Summer — June through August
Summer sessions are absolutely doable, but North Carolina heat and humidity are real factors that shape how a session gets planned. By July and August, temperatures in the afternoon can make standing in an open field genuinely uncomfortable for everyone involved. Michelle schedules summer sessions close to sunset — typically starting 75 to 90 minutes before golden hour — to keep everyone comfortable and catch the best light. Joyner Park's pecan tree canopy is a natural temperature buffer in summer and makes afternoon sessions more bearable than they'd be in an exposed meadow.
Fall — September through November
Fall is the standout season for engagement photography in the Raleigh area. Temperatures drop to genuinely comfortable levels, the leaves turn across the Triangle from mid-October through early November, and the golden-hour light has a warmth and color that summer simply doesn't match. Joyner Park's meadow takes on deep amber tones in October. DeHart's woodland sections shift to rust and gold. And the lower humidity means couples actually look comfortable in their photos rather than slightly damp. Fall books out fastest — plan accordingly.
Winter — December through February
Winter sessions are underrated and genuinely beautiful in a way that surprises most couples. Bare trees create a graphic, minimalist quality that you can't get in any other season — the structure of branches without foliage adds something to woodland locations like DeHart that photographs as intentional, not sparse. The light in winter is lower and softer, which is flattering. The honest tradeoff: it's cold, and couples who are bundled up have fewer outfit options. Michelle shoots winter sessions for couples who love the aesthetic and aren't bothered by the temperature. It tends to attract a specific kind of couple — and those sessions have a quality all their own.
When to Take Engagement Photos — Answered With Specifics
When should we do our engagement photos?
Most couples in the Raleigh area shoot their session 3 to 6 months after getting engaged. That window keeps you in the post-proposal happiness before wedding planning stress sets in, while giving you enough lead time for save-the-dates, wedding websites, and printed materials. Seasonally, spring and fall are the most photographically rewarding times to shoot in North Carolina — spring for blooms and mild temperatures, fall for foliage and comfortable evenings. Summer sessions are scheduled closer to sunset to manage heat, and winter sessions trade warmth for a quiet, graphic aesthetic that certain couples love. For a full season-by-season breakdown including bloom timing and what to expect at each location, the timing breakdown covers all of it in detail.
How far in advance should you book your Raleigh engagement photographer?
For spring and fall sessions, 8 to 12 weeks minimum — and earlier is better. Michelle's peak season dates fill consistently, and there's no flexibility once the calendar is full. The calculation couples often miss: if your save-the-dates go out in May, you need photos in hand by mid-April.

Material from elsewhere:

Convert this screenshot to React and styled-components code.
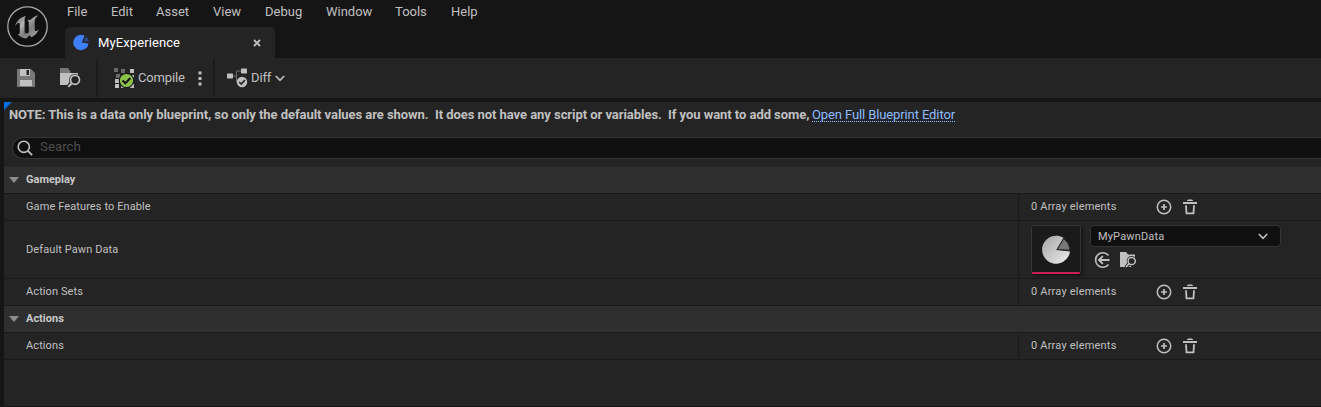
import React from "react";
import styled, { createGlobalStyle } from "styled-components";

const Global = createGlobalStyle`
  * { box-sizing: border-box; }
  html, body { margin: 0; background: #151515; overflow: hidden; }
  body { font-family: Roboto, "Liberation Sans", sans-serif; color: #c0c0c0; font-size: 13px; }
  svg { display: block; flex: none; }
`;

const Window = styled.div`
  width: 100%;
  height: 407px;
  display: flex;
  flex-direction: column;
  background: #151515;
`;

const TitleBar = styled.header`
  height: 58px;
  display: flex;
`;

const LogoBox = styled.div`
  width: 65px;
  padding: 5px 0 0 6px;
`;

const TitleColumn = styled.div`
  display: flex;
  flex-direction: column;
  justify-content: space-between;
`;

const Menu = styled.nav`
  display: flex;
  height: 24px;
  padding-left: 2px;
`;

const MenuItem = styled.span`
  width: ${(p) => p.$width}px;
  line-height: 24px;
  font-size: 13px;
`;

const Tab = styled.div`
  width: 210px;
  height: 31px;
  display: flex;
  align-items: center;
  padding: 0 13px 0 8px;
  border-radius: 5px 5px 0 0;
  background: #242424;
  color: #fff;
`;

const TabLabel = styled.span`
  flex: 1;
  padding-left: 8px;
  font-size: 13px;
  letter-spacing: 0.1px;
`;

const Toolbar = styled.div`
  height: 40px;
  display: flex;
  align-items: center;
  background: #242424;
`;

const ToolGroup = styled.div`
  width: ${(p) => p.$width}px;
  height: 40px;
  display: flex;
  align-items: center;
  padding-left: ${(p) => p.$left}px;
  gap: ${(p) => p.$gap}px;
`;

const Separator = styled.div`
  width: 2px;
  height: 38px;
  background: #1a1a1a;
`;

const ToolLabel = styled.span`
  width: ${(p) => p.$width}px;
  font-size: 13px;
  letter-spacing: -0.15px;
  line-height: 40px;
  height: 40px;
  white-space: nowrap;
`;

const Panel = styled.main`
  position: relative;
  flex: 1;
  margin: 4px 0 1px 4px;
  background: #242424;
`;

const Corner = styled.svg`
  position: absolute;
  left: 0;
  top: 0;
`;

const Note = styled.div`
  height: 35px;
  padding-left: 5px;
  line-height: 25px;
  font-size: 13px;
  font-weight: 700;
  white-space: pre;
  display: flex;
`;

const NoteText = styled.span`
  width: 803px;
  letter-spacing: -0.052px;
`;

const NoteLink = styled.a`
  height: 20px;
  font-weight: 400;
  letter-spacing: -0.11px;
  color: #8ebcff;
  text-decoration: underline dotted 1px;
  text-decoration-skip-ink: none;
  text-underline-offset: 2px;
`;

const SearchBox = styled.div`
  height: 22px;
  margin-left: 8px;
  display: flex;
  align-items: center;
  padding-left: 4px;
  gap: 7px;
  background: #0f0f0f;
  border: 1px solid #353535;
  border-right: 0;
  border-radius: 11px 0 0 11px;
  color: #4e4e4e;
`;

const SearchHint = styled.span`
  font-size: 13.33px;
  line-height: 18px;
  height: 20px;
`;

const Details = styled.section`
  margin-top: 8px;
`;

const Category = styled.div`
  height: 27px;
  display: flex;
  align-items: center;
  gap: 7px;
  padding-left: 5px;
  background: #2f2f2f;
  border-bottom: 1px solid #1a1a1a;
`;

const CategoryName = styled.span`
  font-size: 11px;
  font-weight: 700;
  line-height: 26px;
  height: 26px;
  color: #c8c8c8;
`;

const PropertyRow = styled.div`
  height: ${(p) => p.$height || 27}px;
  display: flex;
  border-bottom: 1px solid #1a1a1a;
`;

const PropertyName = styled.div`
  width: 1015px;
  padding: 0 0 1px 22px;
  display: flex;
  align-items: center;
  border-right: 1px solid #1a1a1a;
  font-size: 11px;
  letter-spacing: 0.1px;
`;

const PropertyValue = styled.div`
  padding-left: 12px;
  display: flex;
  align-items: ${(p) => (p.$top ? "flex-start" : "center")};
`;

const ArrayCount = styled.span`
  width: 125px;
  height: 26px;
  line-height: 26px;
  font-size: 11px;
  letter-spacing: 0.2px;
`;

const Actions = styled.div`
  display: flex;
  gap: ${(p) => p.$gap}px;
  padding: ${(p) => p.$pad || 0};
`;

const Thumbnail = styled.div`
  width: 50px;
  height: 49px;
  margin-top: 4px;
  display: flex;
  justify-content: center;
  padding-top: 9px;
  background: #1a1a1a;
  border: 1px solid #353535;
  border-bottom: 2px solid #c91f52;
  border-radius: 3px;
  box-shadow: 2px 2px 3px #151515;
`;

const AssetPicker = styled.div`
  margin: 4px 0 0 9px;
`;

const Dropdown = styled.div`
  width: 191px;
  height: 22px;
  display: flex;
  align-items: center;
  justify-content: space-between;
  padding: 0 12px 0 7px;
  background: #0f0f0f;
  border: 1px solid #353535;
  border-radius: 4px;
  font-size: 11px;
  letter-spacing: 0.15px;
`;

const Logo = () => (
  <svg width="42" height="42" viewBox="0 0 42 42">
    <defs>
      <linearGradient id="metal" x1="0" y1="0" x2="1" y2="1">
        <stop offset="0" stopColor="#666" />
        <stop offset=".35" stopColor="#b4b4b4" />
        <stop offset=".6" stopColor="#7b7b7b" />
        <stop offset="1" stopColor="#b0b0b0" />
      </linearGradient>
    </defs>
    <circle cx="21.5" cy="21.5" r="19.7" fill="#101010" stroke="#a8a8a8" strokeWidth="1.3" />
    <path
      fill="url(#metal)"
      d="M20 10.7c-5.7 1.5-9.4 5-10.9 10.5 1.6-2.3 3-3.7 4-3.3.6.2.7.8.7 1.7v8.2c0 1.2-.8 1.5-2.1 1.3 2 2.8 4.9 4.1 8.5 4.3l3.2-3.1 2.2 2c3.7-2.2 6.2-4.8 7.4-8.1-1.4 1.3-2.6 2.2-3.6 1.8-.6-.2-.7-.7-.7-1.4v-8.5c0-2.1 1.6-4 3.6-5.9-3.6.9-6.2 2.7-8.3 5.1-.7-.6-1.5-.7-2.5-.3.9.6 1.3 1.2 1.3 2.2v10c-.6.9-1.5 1.4-2.5 1.4-1.1 0-1.7-.6-1.7-1.8V15.2c0-1.7.3-3.3 1.4-4.5z"
    />
  </svg>
);

const PieIcon = () => (
  <svg width="17" height="17" viewBox="0 0 17 17">
    <path fill="#3f7efa" d="M8.8 8.6 11.5 1.6A7.7 7.7 0 1 0 15.6 9.5Z" />
    <path fill="#28468a" d="m10.2 7.2 2.8-4.7a6.5 6.5 0 0 1 2.8 4.9Z" />
  </svg>
);

const CloseIcon = () => (
  <svg width="10" height="10" viewBox="0 0 10 10">
    <path d="m2 2 6 6M8 2 2 8" stroke="#c0c0c0" strokeWidth="1.8" />
  </svg>
);

const SaveIcon = () => (
  <svg width="18" height="18" viewBox="0 0 18 18">
    <path fill="#787878" d="M0 0h14l4 4v14H0z" />
    <path fill="#c0c0c0" d="M3 0h10v7H3zM3 11h12v6H3z" />
    <path fill="#242424" d="M9.5 1H12v5H9.5z" />
  </svg>
);

const BrowseIcon = () => (
  <svg width="21" height="20" viewBox="0 0 21 20">
    <path fill="#787878" d="M0 0h8l2.5 3.5V5H0z" />
    <path fill="#c0c0c0" d="M0 5h18v4H0zM0 5h13v12H0z" />
    <circle cx="15" cy="12" r="6" fill="#242424" />
    <path d="m11.3 15.3-3.6 4" stroke="#242424" strokeWidth="4" />
    <circle cx="15" cy="11.8" r="4.5" fill="none" stroke="#c0c0c0" strokeWidth="1.7" />
    <path d="m11.8 15.2-3.5 3.7" stroke="#c0c0c0" strokeWidth="2" />
  </svg>
);

const CompileIcon = () => (
  <svg width="21" height="20" viewBox="0 0 21 20">
    <path fill="#696969" d="M0 0h4v4H0zM7 1h4v4H7zM2 6h4v4H2z" />
    <path fill="#c0c0c0" d="M16 1h4v4h-4zM9 6h4v4H9zM1 11h4v4H1zM1 16h4v4H1zM7 16h4v4H7zM16 16h4v4h-4zM16 7h4v4h-4z" />
    <circle cx="12.5" cy="12.5" r="7.2" fill="#8bc24a" stroke="#1c1c1c" strokeWidth="1.2" />
    <path d="m8.5 12.4 2.9 2.9 5-5.2" fill="none" stroke="#151515" strokeWidth="2.1" />
  </svg>
);

const MoreIcon = () => (
  <svg width="4" height="15" viewBox="0 0 4 15">
    <path fill="#c0c0c0" d="M.5.5h3v3h-3zM.5 6h3v3h-3zM.5 11.5h3v3h-3z" />
  </svg>
);

const DiffIcon = () => (
  <svg width="21" height="20" viewBox="0 0 21 20">
    <path d="M6 8h3.5V3H14M9.5 8v6H12" fill="none" stroke="#6b6b6b" />
    <rect x="0" y="5.5" width="6" height="5" rx=".7" fill="#c0c0c0" />
    <rect x="14" y=".5" width="6" height="5" rx=".7" fill="#c0c0c0" />
    <circle cx="15" cy="14" r="5.2" fill="#c0c0c0" />
    <path d="m12.2 14 2.1 2.1 3.6-4" fill="none" stroke="#242424" strokeWidth="1.6" />
  </svg>
);

const ChevronIcon = () => (
  <svg width="10" height="7" viewBox="0 0 10 7">
    <path d="m.8 1 4.2 4.3L9.2 1" fill="none" stroke="#c0c0c0" strokeWidth="1.6" />
  </svg>
);

const SearchIcon = () => (
  <svg width="16" height="16" viewBox="0 0 16 16">
    <circle cx="6.8" cy="6.8" r="5.6" fill="none" stroke="#c0c0c0" strokeWidth="1.6" />
    <path d="m10.8 10.8 4.4 4.4" stroke="#c0c0c0" strokeWidth="1.8" />
  </svg>
);

const ExpandIcon = () => (
  <svg width="10" height="6" viewBox="0 0 10 6">
    <path fill="#8c8c8c" d="M0 0h10L5 6z" />
  </svg>
);

const AddIcon = () => (
  <svg width="16" height="16" viewBox="0 0 16 16">
    <circle cx="8" cy="8" r="6.7" fill="none" stroke="#c0c0c0" strokeWidth="1.5" />
    <path d="M8 5v6M5 8h6" stroke="#c0c0c0" strokeWidth="1.7" />
  </svg>
);

const TrashIcon = () => (
  <svg width="14" height="16" viewBox="0 0 14 16">
    <path fill="#c0c0c0" d="M4 1.5 5 .5h4l1 1V2H4zM0 3h14v2H0z" />
    <path d="M3 6.3 3.5 14.3h7L11 6.3" fill="none" stroke="#c0c0c0" strokeWidth="1.8" />
  </svg>
);

const UseSelectedIcon = () => (
  <svg width="16" height="16" viewBox="0 0 16 16">
    <path d="M14.5 3.6A7.2 7.2 0 1 0 14.5 12.4" fill="none" stroke="#c0c0c0" strokeWidth="1.6" />
    <path d="M15.5 8H5M8.8 4.2 5 8l3.8 3.8" fill="none" stroke="#c0c0c0" strokeWidth="1.9" />
  </svg>
);

const FindAssetIcon = () => (
  <svg width="17" height="16" viewBox="0 0 17 16">
    <path fill="#c0c0c0" d="M0 0h6l2 2.5h7V8h-4v7H0z" />
    <circle cx="11.7" cy="9" r="5" fill="#242424" />
    <path d="m9 12-3.2 3.2" stroke="#242424" strokeWidth="3.5" />
    <circle cx="11.7" cy="9" r="3.6" fill="none" stroke="#c0c0c0" strokeWidth="1.5" />
    <path d="m9.2 11.7-3.2 3.2" stroke="#c0c0c0" strokeWidth="1.7" />
  </svg>
);

const AssetPie = () => (
  <svg width="30" height="30" viewBox="0 0 30 30">
    <defs>
      <linearGradient id="silver" x1="0" y1="0" x2="1" y2="1">
        <stop offset="0" stopColor="#a5a5a5" />
        <stop offset="1" stopColor="#ededed" />
      </linearGradient>
    </defs>
    <path fill="url(#silver)" d="M15.2 15 22.5 2.8A14 14 0 1 0 29 16.4Z" />
    <path fill="#777" stroke="#333" d="m16.3 14.3 6.4-10.4A13 13 0 0 1 28.5 15.2Z" />
  </svg>
);

const menus = [
  ["File", 44], ["Edit", 45], ["Asset", 57], ["View", 52],
  ["Debug", 61], ["Window", 69], ["Tools", 56], ["Help", 40],
];

const ArrayProperty = ({ name }) => (
  <PropertyRow>
    <PropertyName>{name}</PropertyName>
    <PropertyValue>
      <ArrayCount>0 Array elements</ArrayCount>
      <Actions $gap={11}>
        <AddIcon />
        <TrashIcon />
      </Actions>
    </PropertyValue>
  </PropertyRow>
);

const CategoryHeader = ({ children }) => (
  <Category>
    <ExpandIcon />
    <CategoryName>{children}</CategoryName>
  </Category>
);

export default function App() {
  return (
    <Window>
      <Global />
      <TitleBar>
        <LogoBox><Logo /></LogoBox>
        <TitleColumn>
          <Menu>
            {menus.map(([label, width]) => (
              <MenuItem key={label} $width={width}>{label}</MenuItem>
            ))}
          </Menu>
          <Tab>
            <PieIcon />
            <TabLabel>MyExperience</TabLabel>
            <CloseIcon />
          </Tab>
        </TitleColumn>
      </TitleBar>
      <Toolbar>
        <ToolGroup $width={96} $left={17} $gap={25}>
          <SaveIcon />
          <BrowseIcon />
        </ToolGroup>
        <Separator />
        <ToolGroup $width={115} $left={16} $gap={3}>
          <CompileIcon />
          <ToolLabel $width={57}>Compile</ToolLabel>
          <MoreIcon />
        </ToolGroup>
        <Separator />
        <ToolGroup $width={90} $left={12} $gap={3}>
          <DiffIcon />
          <ToolLabel $width={21}>Diff</ToolLabel>
          <ChevronIcon />
        </ToolGroup>
      </Toolbar>
      <Panel>
        <Corner width="8" height="8" viewBox="0 0 8 8">
          <path fill="#0070e0" d="M0 0h8L0 8z" />
        </Corner>
        <Note>
          <NoteText>
            {"NOTE: This is a data only blueprint, so only the default values are shown.  It does not have any script or variables.  If you want to add some, "}
          </NoteText>
          <NoteLink>Open Full Blueprint Editor</NoteLink>
        </Note>
        <SearchBox>
          <SearchIcon />
          <SearchHint>Search</SearchHint>
        </SearchBox>
        <Details>
          <CategoryHeader>Gameplay</CategoryHeader>
          <ArrayProperty name="Game Features to Enable" />
          <PropertyRow $height={58}>
            <PropertyName>Default Pawn Data</PropertyName>
            <PropertyValue $top>
              <Thumbnail><AssetPie /></Thumbnail>
              <AssetPicker>
                <Dropdown>
                  MyPawnData
                  <ChevronIcon />
                </Dropdown>
                <Actions $gap={10} $pad="5px 0 0 4px">
                  <UseSelectedIcon />
                  <FindAssetIcon />
                </Actions>
              </AssetPicker>
            </PropertyValue>
          </PropertyRow>
          <ArrayProperty name="Action Sets" />
          <CategoryHeader>Actions</CategoryHeader>
          <ArrayProperty name="Actions" />
        </Details>
      </Panel>
    </Window>
  );
}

That means shooting no later than late February to allow 6 to 8 weeks for editing and designer turnaround. Working backwards from that date means booking in December or January at the latest. Summer and winter dates have more flexibility, but peak weekends fill regardless of season. The safest approach is to reach out as soon as you have a rough timeline in mind.
Do you take engagement photos right after the proposal?
Some couples do, and there's a real appeal to capturing that immediate, electric feeling of being newly engaged. Most wait a few weeks or months — not because the photos will be better eventually, but because a little breathing room allows for intentional choices about location, season, and outfits instead of scrambling. Either approach works. If you're also interested in having the proposal itself photographed separately — a hidden photographer capturing the actual moment — Michelle can help coordinate that as well. It's a different conversation from a standard engagement session, but one worth having if preserving that specific moment matters to you.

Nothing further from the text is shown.